Thursday, February 23, 2012

The way streets ought to be


Did you ever take something for granted?

Consider streets, for instance – those thoroughfares that get you from here to there and back again, going north and south, east and west, intersecting at equal intervals, punctuated only by an occasional stoplight or stop sign, and going on until a cornfield jumps up and says, “Far enough.”

I sure did.

The first 29 years that I drove a car, I lived in a town with nice straight streets. In many cases, you could start out at one end and get almost across town before you reached the other end, whether you were going up and down or back and forth.

The other towns I’d lived in or visited were much the same. Some even had the courtesy to name the streets with numbers or letters in accelerating order, radiating out from a main drag.

Consequently, I lived more than four decades of my life, believing this as truth – all towns are on a grid.

Well, aren’t they? It only makes sense, right?

Oh, there might be an exception here and there – a place where a "grand" avenue seems all confused, crossing the others at an angle, or where other streets stop so they won’t run into the schools placed squarely in their paths.

In case, as I did, you still believe the fallacy that all streets cross each other just so, I’m here to tell you the truth as I’ve discovered it.

It “ain’t that way” everywhere else.

Almost 30 years after I learned to drive, I found myself living near a pair of adjoining cities where it seemed as if I could count on one hand the number of streets that went straight though town – and some of those only went one direction. We won’t talk about how many times I looked up to see that every car except mine was going the other direction.

Streets in these cities usually ended after a couple blocks or went in circles, triangles or assorted strange trapezoids even a geometry professor would have trouble identifying. I learned not to venture far from the two major north-south streets and two east-west streets which I trusted myself to travel, believing I’d surely get so lost even bagel crumbs wouldn’t help me find my way home.

One day, though, trying a new cross street in the twin-cities, I found an obstacle in my way, one I hadn’t stumbled upon for at least a decade. Creeping across the street was a moving train.

I felt as if I were home again – nonsensical streets or not. I got so excited that I had to call the first person to come to mind who would understand my excitement – a teen from my hometown.

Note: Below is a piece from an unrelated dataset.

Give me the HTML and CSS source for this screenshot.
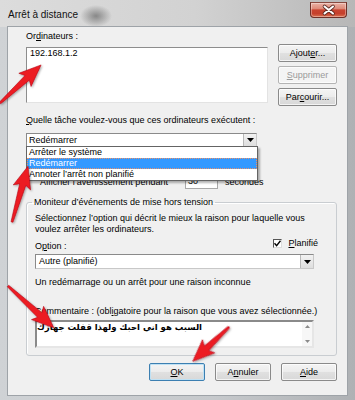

I should have expected his reply, one of the few words in a youthful vocabulary, “Uh.”

I knew he got it, though. After all, he answered me, didn’t he?

A few days ago, I found myself again in the town where I learned to drive, the one with the nicely laid-out grid. But, what did I encounter on a major north-south street?

You got it – a train, stopped dead in its tracks, blocking the roadway.

The good thing about Galesburg, though, is that I know how to get around obstacles – because in The ‘Burg, the streets make sense.

They did something right when they built that town.